How Physics Professors Use and Frame Generative AI Tools
Vidar Skogvoll, Tor Ole Odden

TL;DR
This study explores how physics professors perceive and utilize Generative AI in teaching and research, revealing diverse practices and framing it as both a tool and a threat to academic integrity.
Contribution
It provides qualitative insights into physicists' epistemic framing of GenAI, identifying six distinct perspectives and their implications for physics education and research.
Findings
Professors see GenAI as a coding and text-processing tool.
GenAI is viewed as a knowledge source and discussion partner.

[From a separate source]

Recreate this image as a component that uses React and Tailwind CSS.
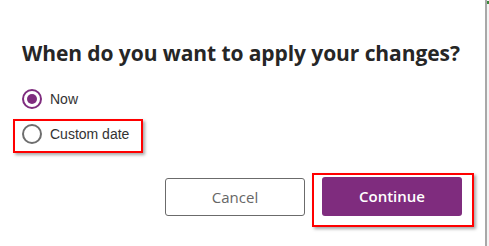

A dominant threat frame influences perceptions of GenAI's role.
Abstract
Generative AI is rapidly reshaping how physicists teach, learn, and conduct research, yet little is known about how physics faculty are responding to these changes. We interviewed 12 physics professors at a major Scandinavian research university to explore their uses and perceptions of Generative AI (GenAI) in both teaching and research. Using the theoretical framework of epistemic framing, we conducted a thematic analysis that identified 19 overlapping practices, ranging from coding and literature review to assessment and feedback. From these practices, we derived six overlapping epistemic frames through which professors make sense of GenAI: as a threat to genuine learning and assessment, a source of knowledge, a discussion partner, a text-processing tool, a coding tool, and a labor-saving device. While the latter five position GenAI as a useful tool in the physicists' toolbox, the…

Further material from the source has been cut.